In numerous applications, the integration of prior knowledge and historical information is essential, particularly for tasks requiring the solution of ordinary or partial differential equations (ODEs/PDEs) in data-sparse or noisy environments. For instance, achieving accurate solutions to time-dependent PDEs with limited initial condition measurements necessitates an effective strategy for embedding prior knowledge. Hard-parameter sharing architectures in neural networks (NNs) have demonstrated success in both traditional and scientific machine learning domains, facilitating the learning of informative representations.

In this study, we introduce a novel, yet efficient, method to enhance physics-informed neural networks (PINNs) by incorporating a multi-head structure that enables the learning of functional priors from both empirical data and governing physical laws. This prior information can then be used to address data sparsity and high-level noise in solving ODE/PDE problems with uncertainty quantification (UQ). The approach, termed Multi-Head PINN (MH-PINN), consists of a shared body NN and multiple head NNs, each corresponding to an individual PINN instance. Our framework for functional prior learning is carried out in two stages: (1) training the MH-PINNs to develop a shared body NN alongside multiple head NNs, and (2) employing these trained head NNs to estimate a prior distribution through a normalizing flow-based density estimator.

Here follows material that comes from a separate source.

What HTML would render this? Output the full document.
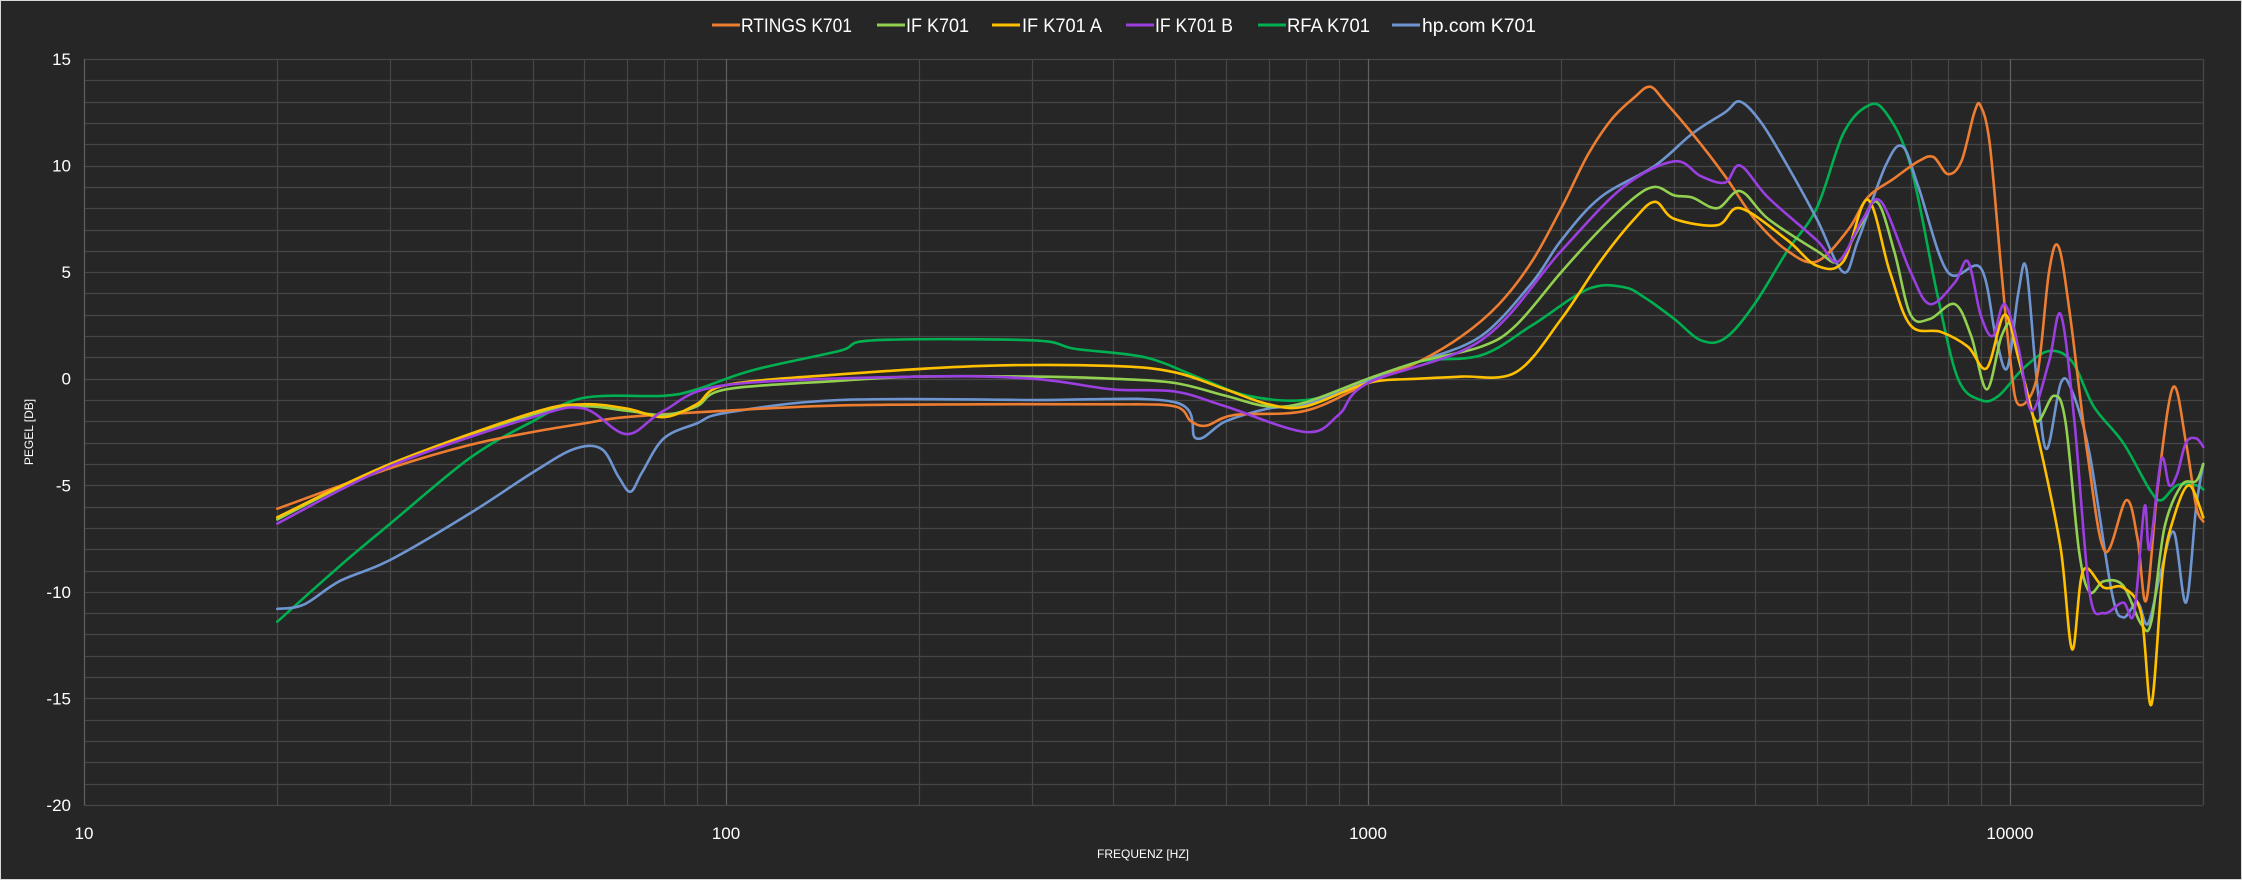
<!DOCTYPE html>
<html><head><meta charset="utf-8"><style>
html,body{margin:0;padding:0;background:#262626;}
body{width:2242px;height:880px;overflow:hidden;position:relative;font-family:"Liberation Sans",sans-serif;}
svg{position:absolute;left:0;top:0;}
</style></head><body>
<svg id="c" width="2242" height="880" xmlns="http://www.w3.org/2000/svg">
<rect x="0.5" y="0.5" width="2241" height="879" fill="#262626" stroke="#d9d9d9" stroke-width="1"/>
<g id="grid"></g>
<g id="curves" fill="none" stroke-width="2.6" stroke-linejoin="round" stroke-linecap="round"></g>
<g font-size="17" fill="#ffffff" text-anchor="end" id="ylab"></g>
<g font-size="17" fill="#ffffff" text-anchor="middle">
<text x="84" y="839">10</text><text x="726" y="839">100</text><text x="1368" y="839">1000</text><text x="2010" y="839">10000</text>
</g>
<text x="1143" y="858" font-size="12" fill="#ffffff" text-anchor="middle">FREQUENZ [HZ]</text>
<text x="0" y="0" font-size="12" fill="#ffffff" text-anchor="middle" transform="translate(33,432) rotate(-90)">PEGEL [DB]</text>
<g font-size="19" fill="#ffffff">
<line x1="712" y1="25" x2="740" y2="25" stroke="#ED7D31" stroke-width="3"/><text x="741" y="32" textLength="111" lengthAdjust="spacingAndGlyphs">RTINGS K701</text>
<line x1="877" y1="25" x2="905" y2="25" stroke="#92D050" stroke-width="3"/><text x="906" y="32" textLength="63" lengthAdjust="spacingAndGlyphs">IF K701</text>
<line x1="992" y1="25" x2="1020" y2="25" stroke="#FFC000" stroke-width="3"/><text x="1022" y="32" textLength="80" lengthAdjust="spacingAndGlyphs">IF K701 A</text>
<line x1="1126" y1="25" x2="1154" y2="25" stroke="#9B3FE0" stroke-width="3"/><text x="1155" y="32" textLength="78" lengthAdjust="spacingAndGlyphs">IF K701 B</text>
<line x1="1258" y1="25" x2="1286" y2="25" stroke="#00B050" stroke-width="3"/><text x="1287" y="32" textLength="83" lengthAdjust="spacingAndGlyphs">RFA K701</text>
<line x1="1392" y1="25" x2="1420" y2="25" stroke="#6E95D0" stroke-width="3"/><text x="1422" y="32" textLength="114" lengthAdjust="spacingAndGlyphs">hp.com K701</text>
</g>
</svg>
<script>
(function(){
var NS="http://www.w3.org/2000/svg";
var X0=84,DEC=642,Y15=59,PDB=21.314;
function fx(f){return X0+(Math.log10(f)-1)*DEC;}
function fy(d){return Y15+(15-d)*PDB;}
var grid=document.getElementById('grid');
function ln(x1,y1,x2,y2,c){var l=document.createElementNS(NS,'line');l.setAttribute('x1',x1);l.setAttribute('y1',y1);l.setAttribute('x2',x2);l.setAttribute('y2',y2);l.setAttribute('stroke',c);l.setAttribute('stroke-width',1.2);grid.appendChild(l);}
var XR=fx(20000);
for(var d=-20;d<=15;d++){var y=Math.round(fy(d))+0.5;ln(X0,y,XR,y,'#464646');}
for(var e=1;e<=4;e++){for(var m=1;m<=9;m++){var f=m*Math.pow(10,e);if(f>20000)break;var x=Math.round(fx(f))+0.5;ln(x,Y15,x,fy(-20),m==1?'#606060':'#464646');}}
ln(Math.round(XR)+0.5,Y15,Math.round(XR)+0.5,fy(-20),'#464646');
var yl=document.getElementById('ylab');
[15,10,5,0,-5,-10,-15,-20].forEach(function(v){var t=document.createElementNS(NS,'text');t.setAttribute('x',71);t.setAttribute('y',fy(v)+6);t.textContent=String(v);yl.appendChild(t);});
var C={
'#00B050':[[20,-11.4],[25,-8.8],[30,-6.8],[40,-3.7],[50,-2],[60,-0.9],[80,-0.8],[90,-0.5],[110,0.4],[150,1.3],[170,1.8],[300,1.8],[350,1.4],[450,1.0],[550,0],[650,-0.8],[800,-1],[1000,-0.2],[1200,0.8],[1500,1.1],[1800,2.5],[2200,4.2],[2500,4.3],[2700,3.8],[3000,2.8],[3300,1.8],[3600,1.9],[4000,3.5],[4500,6],[5000,8],[5500,11.5],[6000,12.8],[6400,12.5],[7000,10],[7700,4],[8300,0],[9000,-1],[9600,-0.8],[10500,0.5],[11500,1.3],[12500,0.8],[13500,-1.3],[15000,-3],[16500,-5.2],[17200,-5.7],[18200,-5],[19500,-5],[20000,-5.2]],
'#6E95D0':[[20,-10.8],[22,-10.6],[25,-9.5],[30,-8.5],[40,-6.3],[50,-4.4],[58,-3.3],[64,-3.3],[68,-4.6],[71,-5.3],[74,-4.4],[80,-2.8],[90,-2.1],[100,-1.6],[150,-1],[300,-1.0],[500,-1.1],[540,-2.8],[600,-2],[700,-1.4],[800,-1.2],[1000,-0.1],[1200,0.8],[1500,2],[1800,4.5],[2000,6.5],[2300,8.5],[2800,10],[3200,11.5],[3600,12.5],[3800,13],[4100,12],[4500,10],[5000,7.5],[5500,5],[5800,6.5],[6400,10],[6800,10.9],[7200,9],[8000,5],[9000,5.2],[9500,2],[9900,0.5],[10300,4],[10600,5.2],[11000,0],[11400,-3.3],[12000,-0.2],[12500,-0.6],[13300,-3.5],[14400,-10],[15000,-11.2],[15800,-10.5],[16400,-11.5],[17200,-9],[18000,-7.2],[18800,-10.5],[19500,-6],[20000,-4]],
'#ED7D31':[[20,-6.1],[30,-4.2],[40,-3.1],[50,-2.5],[60,-2.1],[70,-1.8],[100,-1.5],[150,-1.25],[250,-1.2],[400,-1.2],[500,-1.3],[530,-2],[560,-2.2],[620,-1.7],[800,-1.5],[1000,-0.2],[1200,0.8],[1400,2],[1600,3.5],[1800,5.5],[2000,8],[2200,10.5],[2400,12.2],[2600,13.2],[2750,13.7],[2900,13],[3200,11.5],[3600,9.5],[4000,7.5],[4500,6],[5000,5.5],[5600,7],[6000,8.5],[6600,9.4],[7200,10.2],[7600,10.4],[8000,9.6],[8400,10.2],[8800,12.5],[9000,12.8],[9300,11],[9700,5],[10000,1],[10300,-1.2],[11000,0],[11500,5],[11900,6.2],[12400,3],[13200,-3.5],[14060,-8.1],[15170,-5.7],[15800,-7.5],[16300,-10.4],[17000,-5],[17950,-0.4],[18800,-3],[19500,-6],[20000,-6.7]],
'#92D050':[[20,-6.6],[30,-4],[50,-1.7],[60,-1.3],[70,-1.5],[80,-1.7],[90,-1.3],[100,-0.5],[150,-0.1],[200,0.1],[300,0.1],[400,0.0],[500,-0.2],[600,-0.8],[700,-1.3],[800,-1.1],[1000,0],[1200,0.8],[1500,1.5],[1700,2.5],[2000,5],[2300,7],[2600,8.5],[2800,9],[3000,8.6],[3200,8.5],[3500,8],[3800,8.8],[4200,7.5],[5000,6],[5400,5.5],[5800,7],[6200,8.3],[6600,6],[7000,3],[7500,2.8],[8200,3.5],[8700,2],[9200,-0.5],[9700,2],[10100,2.5],[10500,0],[11000,-2],[11700,-0.8],[12200,-2],[12800,-8],[13300,-10],[14000,-9.5],[15000,-9.7],[16000,-11.5],[16600,-11.4],[17400,-7],[18500,-5],[19500,-4.8],[20000,-4]],
'#FFC000':[[20,-6.5],[30,-4],[50,-1.6],[60,-1.2],[70,-1.4],[80,-1.8],[90,-1.2],[100,-0.3],[150,0.2],[250,0.6],[400,0.6],[500,0.3],[600,-0.5],[700,-1.2],[800,-1.3],[1000,-0.2],[1200,0.0],[1400,0.1],[1700,0.3],[2000,2.8],[2300,5.5],[2600,7.5],[2800,8.3],[3000,7.5],[3500,7.2],[3800,8],[4500,6.5],[5000,5.3],[5500,5.5],[6000,8.4],[6500,5],[7000,2.5],[7800,2.2],[8600,1.5],[9200,0.5],[9800,3],[10300,1],[11200,-3.5],[12000,-8],[12500,-12.7],[13000,-9],[14000,-9.8],[15000,-9.8],[16000,-11],[16600,-15.3],[17300,-9],[18000,-6.5],[19000,-5],[20000,-6.5]],
'#9B3FE0':[[20,-6.8],[30,-4.1],[50,-1.8],[60,-1.4],[70,-2.6],[80,-1.5],[100,-0.3],[200,0.1],[300,0],[400,-0.5],[500,-0.6],[600,-1.3],[800,-2.5],[900,-1.7],[1000,-0.2],[1500,1.8],[2000,6],[2500,9],[3000,10.2],[3300,9.5],[3600,9.2],[3800,10],[4200,8.5],[5000,6.5],[5400,5.5],[5900,7.5],[6300,8.3],[7000,5],[7500,3.5],[8200,4.5],[8600,5.5],[9000,3],[9400,2],[9800,3.5],[10300,1.5],[10800,-1.5],[11500,0.8],[12000,3],[12600,-2],[13300,-10],[14000,-11],[15000,-10.5],[15600,-11],[16200,-6],[16500,-8],[17200,-3.8],[17700,-5],[18200,-4.5],[18800,-3],[19500,-2.8],[20000,-3.2]]
};
var g=document.getElementById('curves');
Object.keys(C).forEach(function(col){
var p=C[col].map(function(a){return [fx(a[0]),fy(a[1])];});
var d='M'+p[0][0].toFixed(1)+' '+p[0][1].toFixed(1);
for(var i=0;i<p.length-1;i++){var p0=p[i-1]||p[i],p1=p[i],p2=p[i+1],p3=p[i+2]||p2;
var c1=[p1[0]+(p2[0]-p0[0])/6,p1[1]+(p2[1]-p0[1])/6],c2=[p2[0]-(p3[0]-p1[0])/6,p2[1]-(p3[1]-p1[1])/6];
d+=' C'+c1[0].toFixed(1)+' '+c1[1].toFixed(1)+' '+c2[0].toFixed(1)+' '+c2[1].toFixed(1)+' '+p2[0].toFixed(1)+' '+p2[1].toFixed(1);}
var pa=document.createElementNS(NS,'path');pa.setAttribute('d',d);pa.setAttribute('stroke',col);g.appendChild(pa);
});
})();
</script>
</body></html>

The learned functional prior can then be applied as a regularization mechanism in deterministic contexts or as an informative prior within a Bayesian inference framework, aiding in the resolution of subsequent ODE/PDE tasks. We evaluate the efficacy of MH-PINNs across five benchmark problems, including a high-dimensional parametric PDE, all characterized by data sparsity or substantial noise levels. Our findings reveal that MH-PINNs deliver accurate solutions and robust UQ, demonstrating adaptability across a range of complex and challenging scenarios.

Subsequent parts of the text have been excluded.